For a larger yard, it’s much less expensive to have mulch delivered loose, in bulk, instead of in individual bags, but you’ll receive a big pile at your curb. While mulch isn’t heavy, shoveling, pushing a full wheelbarrow, and raking mulch around your trees and shrubs is hard work, especially in a large garden. That’s where you may want to hire a landscape company to do the work for you.
PRO TIP: If you’re having a tree removed, we may be able to leave the wood chips behind to use as mulch. Just be aware that it’ll be a LARGE pile, we may not be able to leave it exactly where you’d like (it depends on access for our equipment), and it won’t be tidy. If that’s ok with you, just let us know!
Beware of Flaming Mulch!
Because organic mulch is made from chipped wood and other tree debris, it can be flammable when dry.

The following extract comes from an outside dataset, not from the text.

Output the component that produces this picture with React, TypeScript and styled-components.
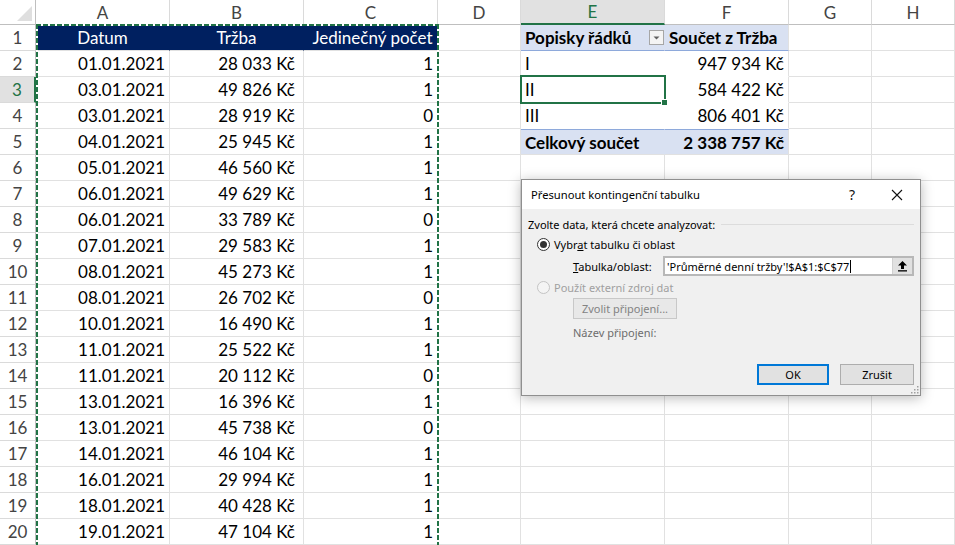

While our summers generally have regular rainstorms, sometimes we have extended periods of hot, dry weather (here’s how you can help trees affected by heatwaves). Dry weather combined with fire starters, such as burning cigarette butts tossed into mulch, can mean combustion.
DID YOU KNOW? The state of Massachusetts has regulations on mulch and mulch fire safety!, Visit their website for helpful tips on how to prevent mulch fires.
While single-family homes and buildings with six units or less are exempt from the state’s law, it’s worth following the sensible advice on the Massachusetts state website regardless of the size of your home. Use organic mulch in your garden for its benefits and natural look but stop your mulched planting beds before they reach your house.
Maintaining an 18” strip of non-flammable mulch (such as crushed rock, gravel, or pebbles) around the outside of your house is a sound preventive measure, as it helps ensure that a spreading fire won’t find fuel close to your home.
In Summary
If you’re not already using organic mulch around your trees and shrubs, there’s no time like the present to get started! Regardless of the season, trees (and your entire landscape) will benefit from a layer of wood chips, shredded wood or bark, shredded leaves, or other organic mulch covering their roots.